Halt! Who Goes There?

Written and directed by Geinor Jones, Inspired by the book Come Out, Wherever You Are by Herbert Williams
Theatr na n'Og
Dylan Thomas Theatre, Swansea
(2004)

Production photograph

Theatr na n'Og are a TIE company with a strong reputation for engaging brilliantly with their target audience in and around South Wales, Based in Neath, the company tours primary and comprehensive schools throughout Swansea, Neath Port Talbot and Bridgend with small-scale projects and also mounts more ambitious musical productions at professional venues, the most recent being the Welsh language musical Nia Ben Aur at Swansea's Taliesin Arts Centre and the next being The Princess and the Hunter, which will tour venues across Wales in February and March 2005.
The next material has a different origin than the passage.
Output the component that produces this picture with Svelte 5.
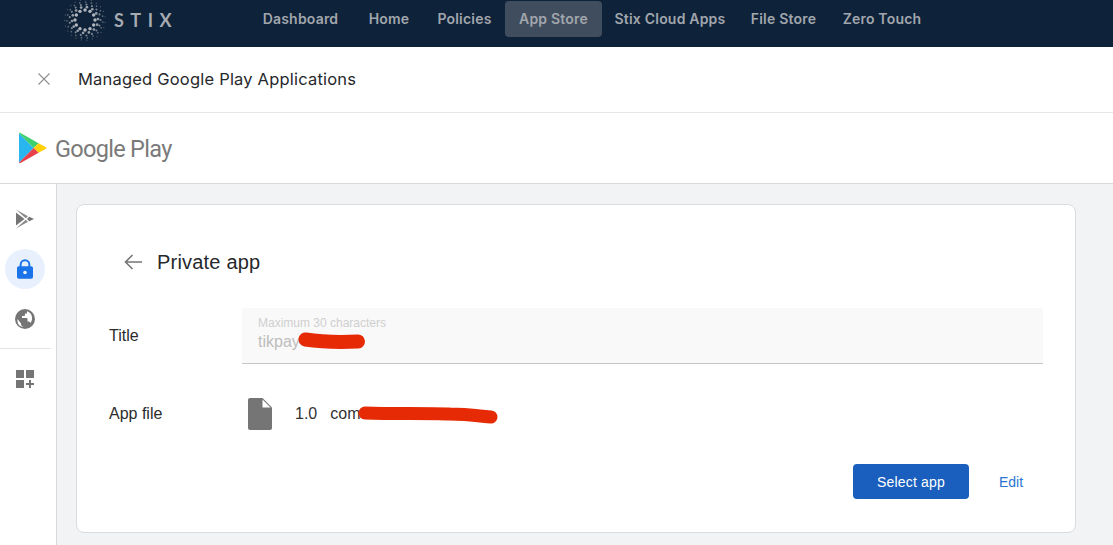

The company also mounts an annual "in-the-round" production with a historical theme which is staged at the Dylan Thomas Theatre, to which both Welsh and English lanuage medium schools are invited over a period of up to 16 weeks: by the end of each run, anything up to 5000 schoolchildren come along to watch and take part in the accompanying activities at the neighbouring Swansea Museum.

This year's offering is a terrifically involving drama set in South Wales during the dark days of the Second World War and is loosely based on the real-life mass escape of German POWs from a prison camp in Bridgend.

The style and content are redolent of the classic Dennis Potter work Blue Remembered Hills, in which a group of children(portrayed, as here, by adults)are forced to face their fears while the events of the war are felt closer to home than ever before.

Arwel Davies, Dion Davies, Naomi Martell and Huw Tiplady are versatile and energetic players who bring a multitude of characters to life - not simply the children (Fred, Bubble, Edie and John) but also wisecracking soldiers, pompous police officers, eccentric old Welshwomen and Girl Guide leaders. The result is an engrossing, amusing, gripping and at times very moving exploration of childhood at a time when world events reached into every aspect of daily life.

For today's generation of youngsters, war has become little more than a spectator sport thanks to the numbing effect of TV news bulletins, but things were different during World War Two and this production manages to involve its young audiences very effectively, capturing their imagaination by drawing them into the thick of the action(the seats are constructed as part of the set, running along three sides of Rachael Canning's atmospheric countryside set).

Fascinating fare, cleverly evoking the feel of a period in history which, though instantly recognisable to today's great-grandparents, would otherwise be forgotten by the current generation of children.